DeMarcus Cousins ($17 million), Kosta Koufos ($8 million), Garrett Temple ($8 million) and Willie Cauley-Stein ($3.6 million) are all under contract for next season. Cousins is expected to sign a monster $219 million extension in July. Both Koufos and Temple are under contract for the next two seasons, while Cauley-Stein is under team control for another three years.
In addition to these veterans, rookies Georgios Papagiannis ($2.2 million), Malachi Richardson ($1.4 million) and Skal Labissiere ($1.2 million) are all in the first year of their rookie scale contracts.
Sacramento owns the rights to three additional pieces that are currently playing overseas. Arturas Gudaitis and Luka Mitrovic were added as part of the salary dump with the Sixers in 2015, but neither are frontline prospects.
Bogdan Bogdanovic is expected to come to the NBA next season after a successful run with the Serbian national team during the 2016 Summer Olympics. He is currently playing for Fenerbahce of the Turkish Basketball Super League.
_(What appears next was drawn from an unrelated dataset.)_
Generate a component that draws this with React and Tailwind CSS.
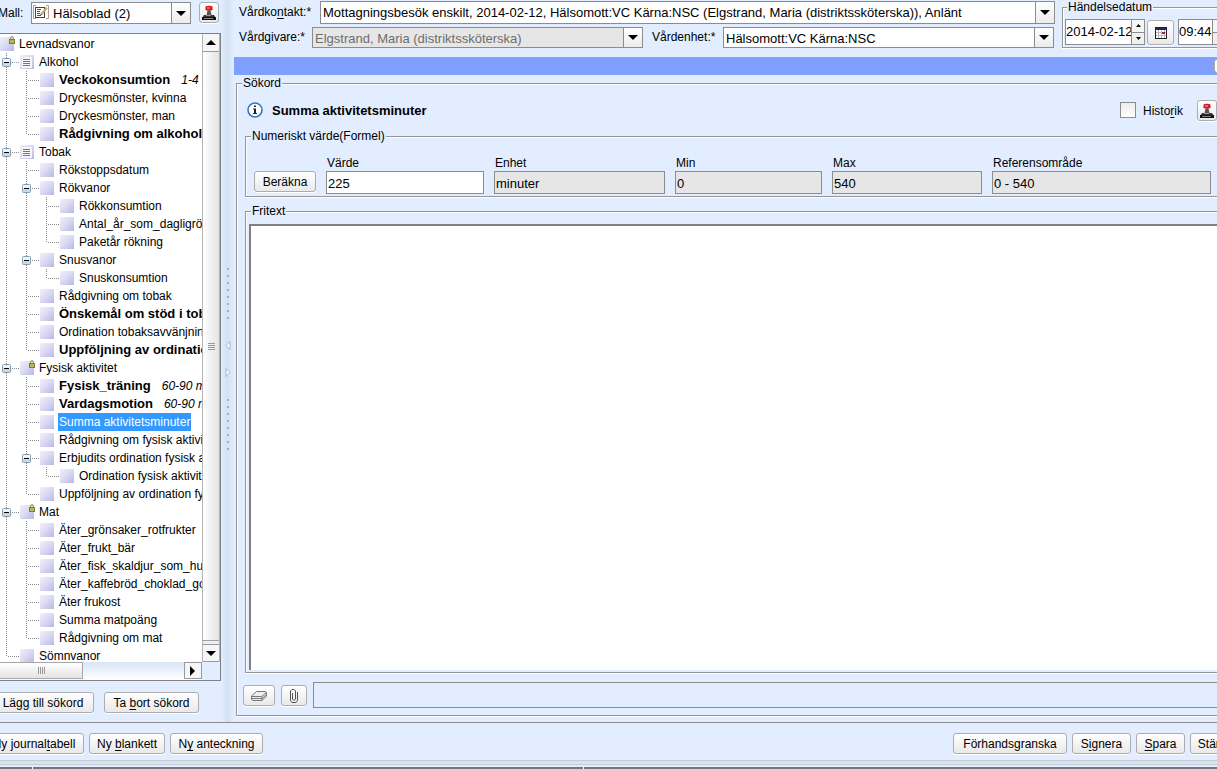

The former 27th overall selection in the 2014 NBA Draft is considered an NBA ready shooting guard with plenty of upside.
Outside of dealing Cousins, the Kings don't have a true blue chip asset to deal and he's been assured repeatedly that he's not going anywhere.
Collison and Lawson could step in and make an immediate impact for a playoff team looking for an additional playmaker, but the Kings have no other answer at the point guard position.
Koufos has drawn interest all season as a quality big and with the recent play of Cauley-Stein and young depth in Labissiere and Papagiannis, the Kings might listen.
Teams are always looking for shooters like Tolliver and Casspi. And the development of McLemore over the last two weeks might catch the eye of an NBA exec looking for a buy low prospect with upside.
The Kings might not be the most attractive trade partner in straight up swaps, but they have value as a third or fourth team in bigger transactions. They have a variety of moveable short-term contracts. If Vlade Divac is willing to take on longer term, big money players, Sacramento could very well be active between now and the Feb. 23 deadline.